Однако я опасался предпринимать шаги, которые в конечном счете заставили бы меня бояться меньше. Встревоженный мыслью «Нет причин, по которым ты не можешь это сделать», я оказался перед дилеммой: то, что необходимо предпринять для укрепления веры в себя и повышения мотивации, было как раз тем, чего я всеми силами стремился избежать.
Пытаясь занизить ожидания, вы попадаете в заколдованный круг. Любой поступок, который поможет поверить в себя, одновременно даст понять, что вы не марионетка, а самостоятельная личность. Что же предпринять? Выражаясь иначе, как укрепить амбиции и веру, когда это приводит к предельному росту ожиданий? Иногда приходится прибегнуть к театральному представлению, а может, и к шпионажу и манипуляциям в какой-то степени.
Вот он я, сижу и пишу эти слова.

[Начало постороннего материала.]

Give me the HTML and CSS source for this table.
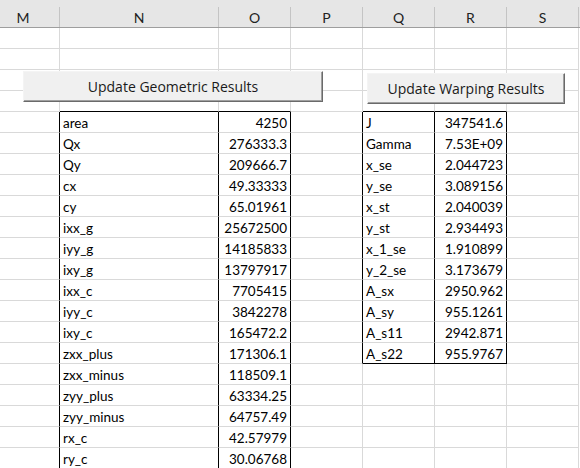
FILE: index.html
```html
<!DOCTYPE html>
<html>
<head>
<meta charset="utf-8">
<link rel="stylesheet" href="styles.css">
</head>
<body>
<div class="sheet">
  <div class="colhead">
    <div class="hc hc-m">M</div>
    <div class="hc">N</div>
    <div class="hc">O</div>
    <div class="hc">P</div>
    <div class="hc">Q</div>
    <div class="hc">R</div>
    <div class="hc">S</div>
  </div>
  <div class="grid">
    <!-- rows 1-3 -->
    <div class="c"></div><div class="c"></div><div class="c"></div><div class="c"></div><div class="c"></div><div class="c"></div><div class="c"></div>
    <div class="c"></div><div class="c"></div><div class="c"></div><div class="c"></div><div class="c"></div><div class="c"></div><div class="c"></div>
    <div class="c"></div><div class="c"></div><div class="c"></div><div class="c"></div><div class="c"></div><div class="c"></div><div class="c"></div>
    <!-- row 4: table tops -->
    <div class="c"></div><div class="c bb"></div><div class="c bb"></div><div class="c"></div><div class="c bb"></div><div class="c bb"></div><div class="c"></div>

    <div class="c br"></div><div class="c br lbl">area</div><div class="c br num">4250</div><div class="c br"></div><div class="c br lbl">J</div><div class="c br num">347541.6</div><div class="c"></div>
    <div class="c br"></div><div class="c br lbl">Qx</div><div class="c br num">276333.3</div><div class="c br"></div><div class="c br lbl">Gamma</div><div class="c br num">7.53E+09</div><div class="c"></div>
    <div class="c br"></div><div class="c br lbl">Qy</div><div class="c br num">209666.7</div><div class="c br"></div><div class="c br lbl">x_se</div><div class="c br num">2.044723</div><div class="c"></div>
    <div class="c br"></div><div class="c br lbl">cx</div><div class="c br num">49.33333</div><div class="c br"></div><div class="c br lbl">y_se</div><div class="c br num">3.089156</div><div class="c"></div>
    <div class="c br"></div><div class="c br lbl">cy</div><div class="c br num">65.01961</div><div class="c br"></div><div class="c br lbl">x_st</div><div class="c br num">2.040039</div><div class="c"></div>
    <div class="c br"></div><div class="c br lbl">ixx_g</div><div class="c br num">25672500</div><div class="c br"></div><div class="c br lbl">y_st</div><div class="c br num">2.934493</div><div class="c"></div>
    <div class="c br"></div><div class="c br lbl">iyy_g</div><div class="c br num">14185833</div><div class="c br"></div><div class="c br lbl">x_1_se</div><div class="c br num">1.910899</div><div class="c"></div>
    <div class="c br"></div><div class="c br lbl">ixy_g</div><div class="c br num">13797917</div><div class="c br"></div><div class="c br lbl">y_2_se</div><div class="c br num">3.173679</div><div class="c"></div>
    <div class="c br"></div><div class="c br lbl">ixx_c</div><div class="c br num">7705415</div><div class="c br"></div><div class="c br lbl">A_sx</div><div class="c br num">2950.962</div><div class="c"></div>
    <div class="c br"></div><div class="c br lbl">iyy_c</div><div class="c br num">3842278</div><div class="c br"></div><div class="c br lbl">A_sy</div><div class="c br num">955.1261</div><div class="c"></div>
    <div class="c br"></div><div class="c br lbl">ixy_c</div><div class="c br num">165472.2</div><div class="c br"></div><div class="c br lbl">A_s11</div><div class="c br num">2942.871</div><div class="c"></div>
    <div class="c br"></div><div class="c br lbl">zxx_plus</div><div class="c br num">171306.1</div><div class="c br"></div><div class="c br bb lbl">A_s22</div><div class="c br bb num">955.9767</div><div class="c"></div>
    <div class="c br"></div><div class="c br lbl">zxx_minus</div><div class="c br num">118509.1</div><div class="c"></div><div class="c"></div><div class="c"></div><div class="c"></div>
    <div class="c br"></div><div class="c br lbl">zyy_plus</div><div class="c br num">63334.25</div><div class="c"></div><div class="c"></div><div class="c"></div><div class="c"></div>
    <div class="c br"></div><div class="c br lbl">zyy_minus</div><div class="c br num">64757.49</div><div class="c"></div><div class="c"></div><div class="c"></div><div class="c"></div>
    <div class="c br"></div><div class="c br lbl">rx_c</div><div class="c br num">42.57979</div><div class="c"></div><div class="c"></div><div class="c"></div><div class="c"></div>
    <div class="c br"></div><div class="c br lbl">ry_c</div><div class="c br num">30.06768</div><div class="c"></div><div class="c"></div><div class="c"></div><div class="c"></div>
  </div>
  <button class="btn btn-geo">Update Geometric Results</button>
  <button class="btn btn-warp">Update Warping Results</button>
</div>
</body>
</html>
```

FILE: styles.css
```css
html, body {
  margin: 0;
  padding: 0;
  background: #ffffff;
  overflow: hidden;
}
.sheet {
  position: relative;
  width: 580px;
  height: 468px;
  overflow: hidden;
  font-family: "Lato", "Open Sans", sans-serif;
  font-size: 13.5px;
  color: #000;
}
.colhead {
  display: grid;
  grid-template-columns: 60px 159px 72px 72px 72px 72px 72px 1fr;
  padding-top: 7px;
  background: #e6e6e6;
  border-bottom: 1px solid #9e9e9e;
}
.hc {
  height: 20px;
  line-height: 21px;
  text-align: center;
  border-right: 1px solid #c4c4c4;
  color: #222;
  font-size: 14px;
}
.hc-m {
  padding-right: 13px;
}
.grid {
  display: grid;
  grid-template-columns: 60px 159px 72px 72px 72px 72px 72px;
  grid-auto-rows: 21px;
}
.c {
  box-sizing: border-box;
  border-right: 1px solid #d9d9d9;
  border-bottom: 1px solid #d9d9d9;
  line-height: 20px;
  padding-top: 1px;
  white-space: nowrap;
  overflow: hidden;
}
.c.br {
  border-right-color: #000;
}
.c.bb {
  border-bottom-color: #000;
}
.lbl {
  padding-left: 3px;
}
.num {
  text-align: right;
  padding-right: 3px;
}
.btn {
  position: absolute;
  box-sizing: border-box;
  margin: 0;
  padding: 0;
  background: #f0f0f0;
  border: 1px solid;
  border-color: #f4f4f4 #6a6a6a #6a6a6a #f4f4f4;
  box-shadow: inset -1px -1px 0 #a0a0a0;
  font-family: "Open Sans", "Noto Sans", sans-serif;
  font-size: 14px;
  color: #1a1a1a;
  text-align: center;
}
.btn-geo {
  left: 23px;
  top: 71px;
  width: 300px;
  height: 31px;
}
.btn-warp {
  left: 367px;
  top: 73px;
  width: 198px;
  height: 31px;
}
```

Занимаюсь именно тем, в чем, как подозревали, я неполноценен. Никто не ждет такого от наркомана и дислексика. Уверен, отрицательные личины, которые я нацепил, послужили мне зарядным устройством и позволили сохранить надежду, пока я не мог опереться на веру. Иногда приходится играть роль, пока на самом деле не станешь тем, кого играешь.